Voters in Waynesboro, way back in 2007, voted in a referendum to have the city government build a new fire station in the West End.
Seventeen years later, the city broke ground on construction for the West End fire station.
“This is so long overdue,” Waynesboro City Councilman Terry Short Jr. said on Tuesday, after putting down the ceremonial shovel.
The city purchased the land, at the intersection of Lew Dewitt Boulevard and Osage Lane, across from the Zeus Theater, for $1,075,000.
The construction, being led by the Harrisonburg-based Lantz Construction, is being done on a contract valued at $6,889,000.
The total cost here: $7,964,000.
The original project cost estimate from 2007: $2 million.

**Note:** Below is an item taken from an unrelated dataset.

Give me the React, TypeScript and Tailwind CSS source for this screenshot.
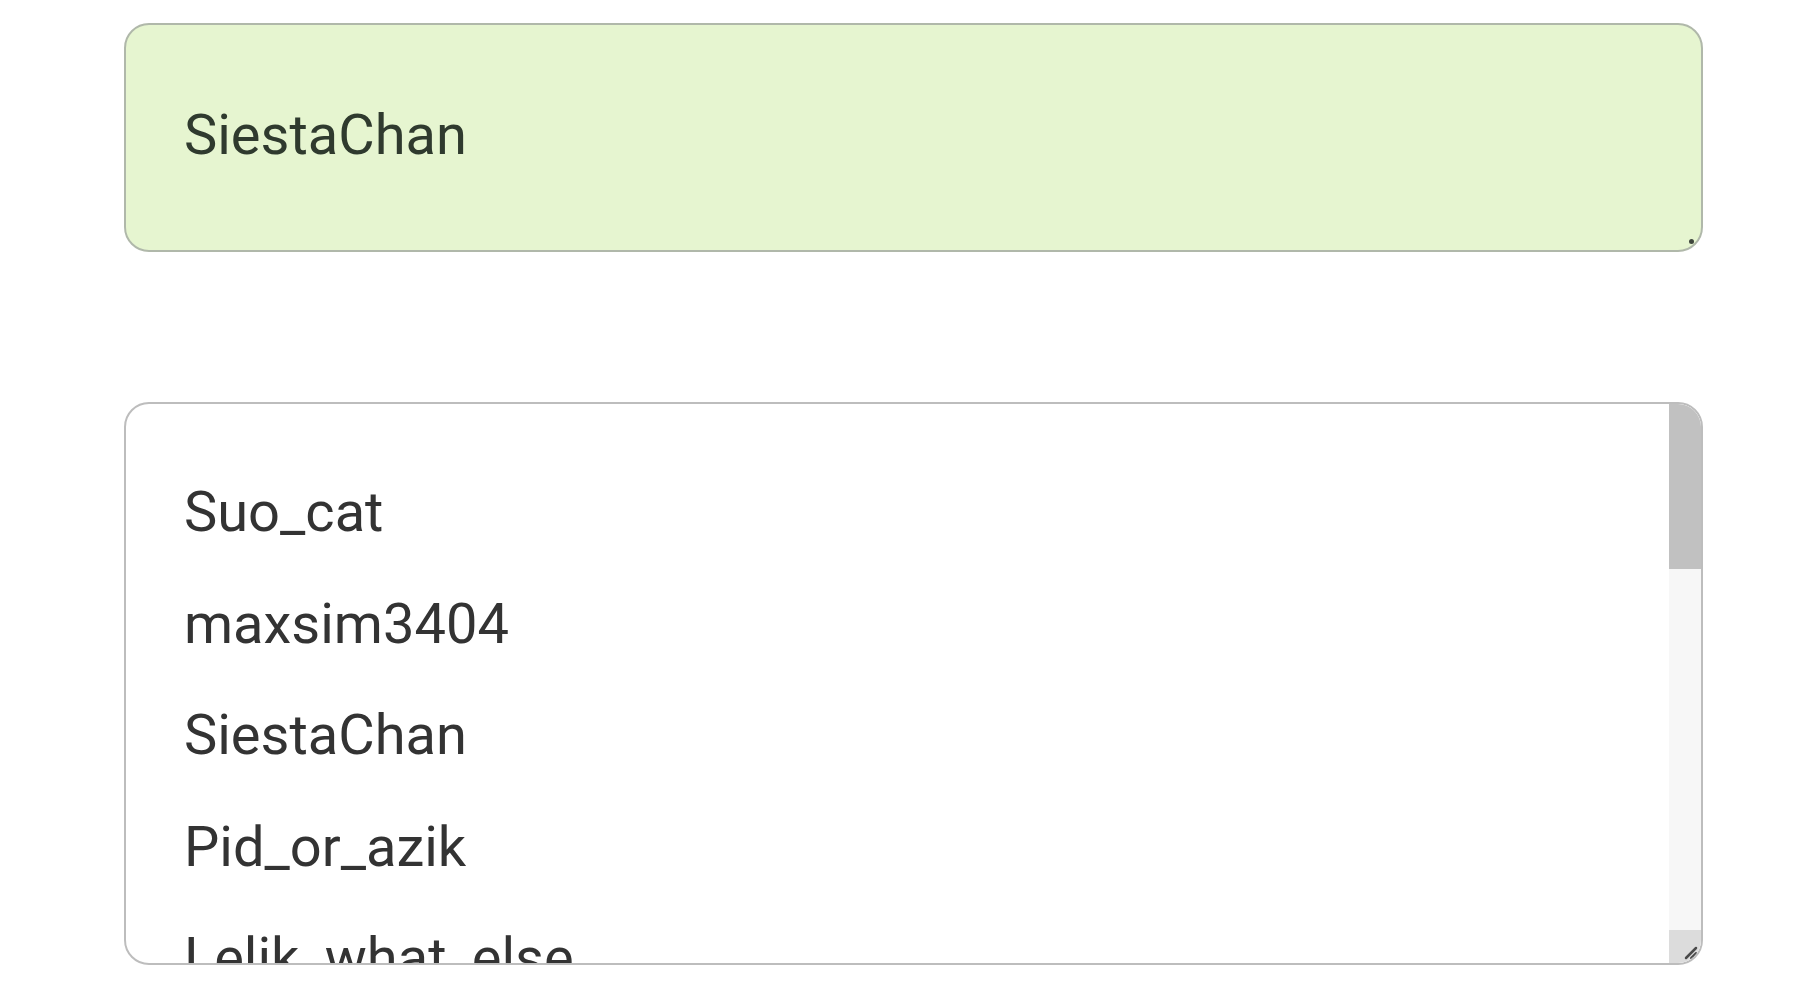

Inflation-adjusted to 2024 dollars, that $2 million comes to $3,041,361.62 today.
The hold-up started when then-City Councilman Frank Lucente raised issue with the failure of the city to have the 2007 referendum advertised in The News Virginian pursuant to a Waynesboro Circuit Court order.
A copy of the ad was mailed to the paper in time to have the advertisement run 10 days in advance of the election per the court order, but the ad was never published, due to a screw-up at the newspaper.
Hard as it is to believe, the fire station bond, which was approved by the voters with 57.4 percent voting yes, would not come to fruition over that most banal of technicalities, with Lucente leading the way to kill the project, citing concerns over the costs.
That lack of forward thinking from the Republican side of the ledger has us, in 2024, paying more than double to address the needs that we knew back in 2007 were already critical.
All these many years later, people’s lives have been put at risk because of Lucente’s penny-wise, pound-foolish “leadership.”
The new station will allow the city fire department the ability to respond to calls on the western side of the city within the targeted response time of 5 minutes, 20 seconds an estimated 90 percent of the time.
Calls answered on the western part of the city from the current station, located at 300 W. Broad St., adjacent to the downtown district, hit this objective only 35 percent of the time, according to a city government staff report.
But, hey, that Lucente guy saved us $2 million in 2007.
So what if only a third of the western half of the city, which is where the core of our business is based, in addition to being home to thousands in the Pelham, Red Top Orchard and Country Club neighborhoods, falls within the targeted fire response time?
And also, you know, so what if building the station now costs us more than double what it would have if the Republicans had just done what the voters told them to do?
Keep all of this in mind when you vote between now and Nov. 5, by the way.